Nu het bestreden besluit in zoverre een (juiste) wettelijke grondslag ontbeert, ziet de rechtbank aanleiding om zelf in de zaak te voorzien en het bij primair besluit van 6 september 2012 aan eiseres opgelegde inreisverbod, dat dezelfde wettelijke grondslag heeft, te herroepen. De rechtbank zal bepalen dat deze uitspraak in de plaats treedt van het vernietigde gedeelte van het bestreden besluit. De rechtbank geeft hiermee toepassing aan artikel 8:72, derde lid, aanhef en onder b, van de Algemene wet bestuursrecht.
12.
Er is aanleiding om verweerder te veroordelen in de proceskosten van eiseres. Deze kosten zijn op voet van het bepaalde in het Besluit proceskosten bestuursrecht vastgesteld op € 944,00 in verband met het beroep (1 punt voor het beroepschrift en 1 punt voor het verschijnen ter zitting met een waarde per punt van € 472,00, en een wegingsfactor 1).

Beslissing

De rechtbank:
- verklaart het beroep tegen het bestreden besluit, voor zover dat is gericht tegen de intrekking van de verblijfsvergunning van eiseres, niet-ontvankelijk;
- verklaart het beroep tegen het bestreden besluit, voor zover dat is gericht tegen het daarbij gehandhaafde inreisverbod voor eiseres, gegrond;
- vernietigt het bestreden besluit voor zover dat betrekking heeft op het aan eiseres opgelegde inreisverbod;
- bepaalt dat deze uitspraak in de plaats treedt van het vernietigde gedeelte van het bestreden besluit;
- draagt verweerder op het door eiseres betaalde griffierecht, € 160,00 (honderdzestig euro) aan eiseres te vergoeden;
- veroordeelt verweerder in de proceskosten van eiseres, € 944,00 (negenhonderdvierenveertig euro), te betalen aan eiseres.
Deze uitspraak is gedaan door mr.
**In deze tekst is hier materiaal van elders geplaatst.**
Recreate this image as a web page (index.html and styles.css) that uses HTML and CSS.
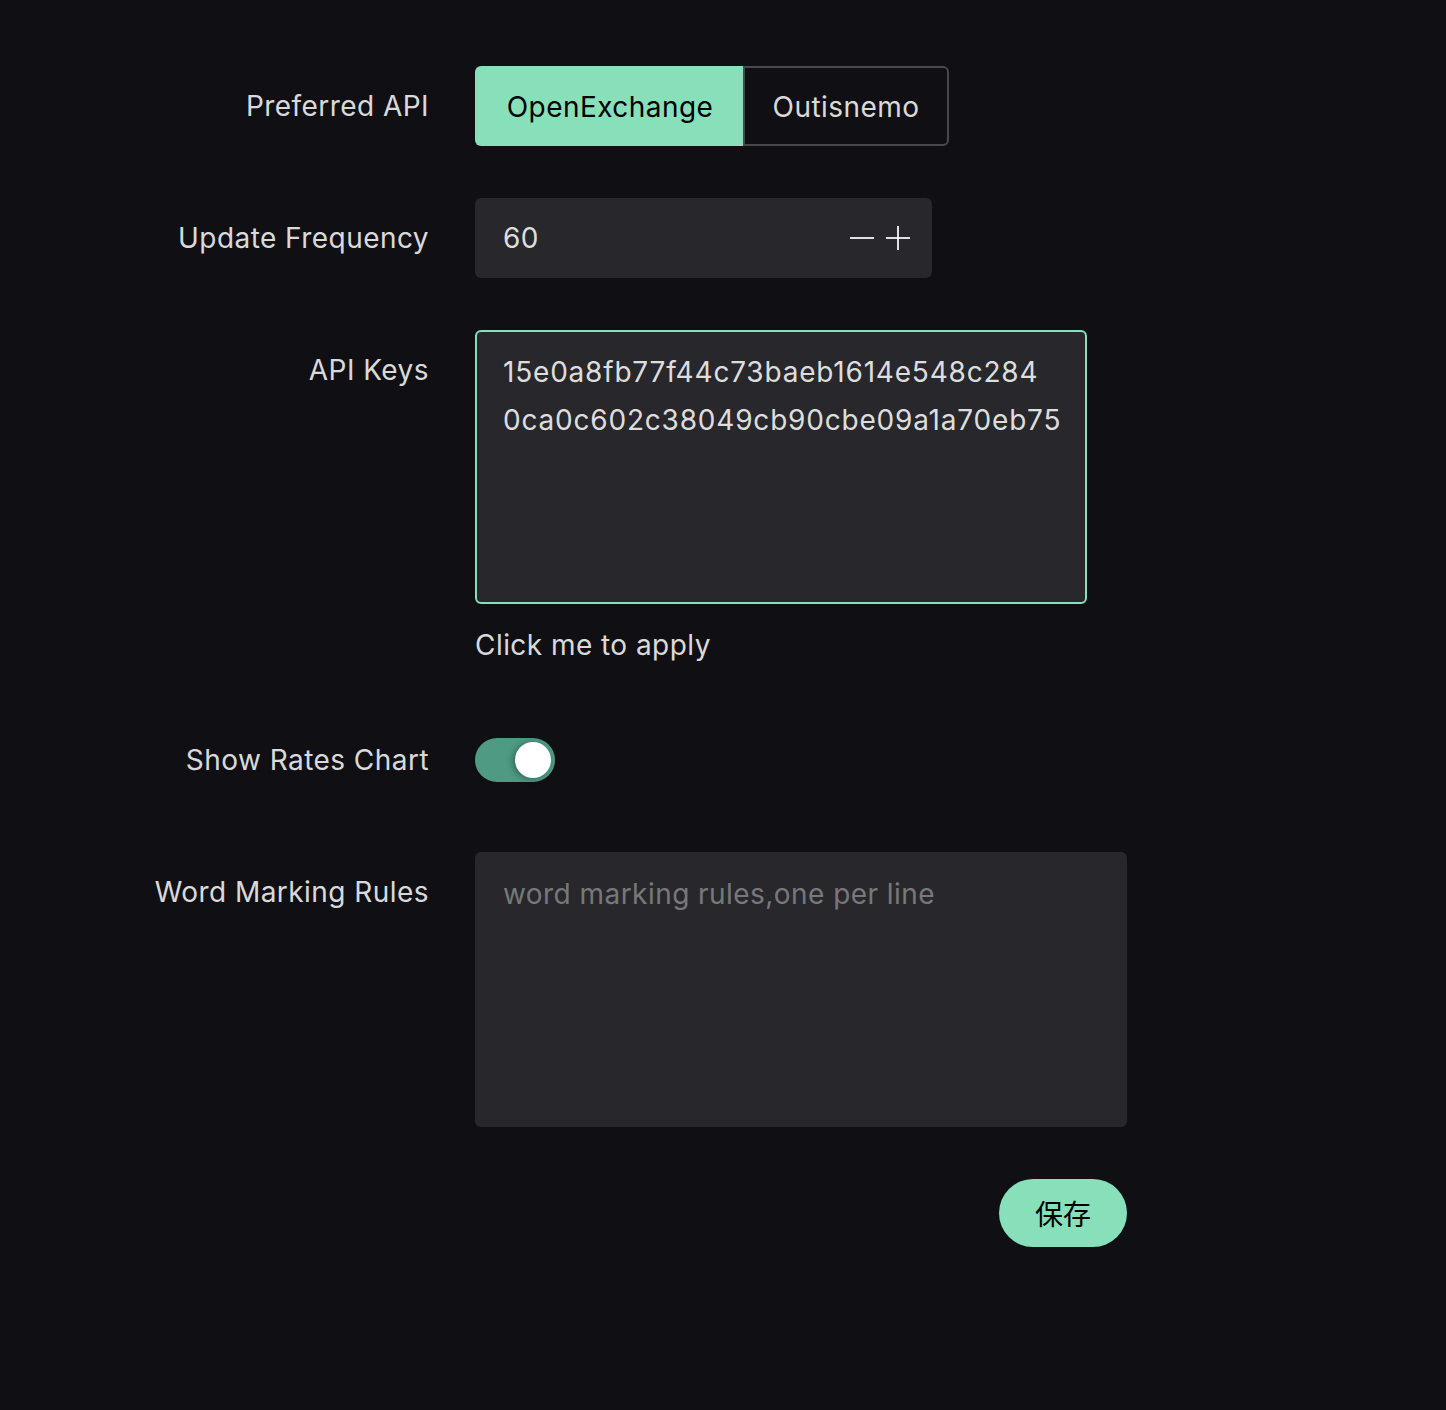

B.F.Th. de Roos, rechter, in tegenwoordigheid van mr. J. Loonstra, griffier. De beslissing is in het openbaar uitgesproken op 29 augustus 2013.
Afschrift verzonden aan partijen op:

Rechtsmiddel

Tegen deze uitspraak kan binnen vier weken na de dag van verzending daarvan hoger beroep worden ingesteld bij de Afdeling bestuursrechtspraak van de Raad van State.